武道家の荒谷卓氏は陸上自衛官時代、日本に特殊部隊を創設すべく、アメリカ陸軍特殊部隊グリーンベレーに半年間留学した。そこでの過酷な訓練は、まさに極限状態そのものだったという。荒谷氏の新著『自分を強くする動じない力』の中から、ストレスやプレッシャーを克服し、「動じない強い自分」をつくるための心の持ち方を伝授する。
日本にも特殊部隊をつくろうと
画策した“外圧作戦”
私が「特殊部隊」をつくろうと思ったのは、陸上自衛隊習志野駐屯地の空挺団のパラシュート部隊にいた頃です。
特殊部隊は外国にはあるのに、日本にはない。これではいけないということで、アメリカの特殊部隊とコンタクトをとりました。

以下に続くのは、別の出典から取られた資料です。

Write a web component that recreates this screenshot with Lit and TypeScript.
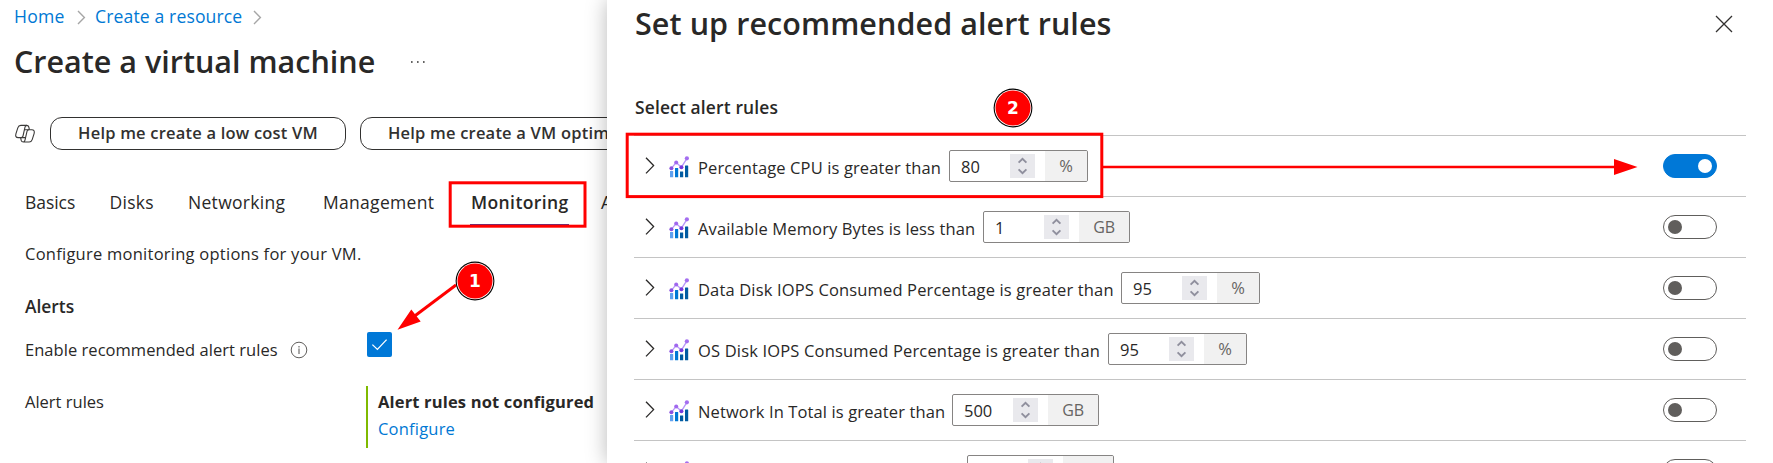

ただ、そのとき私は防衛行政上のポストにはいなかったので、まったくと言っていいほど権限がありません。情報は収集できても、具体的に進めることができませんでした。
ところがその後、私のドイツ留学をきっかけに状況は一変します。当時、ドイツがちょうど特殊部隊を編成している最中だったので、留学中にその部隊の実情をつぶさに研究し見識を備えました。そして、留学から戻ると、防衛庁の防衛行政の中枢で仕事をすることになりました。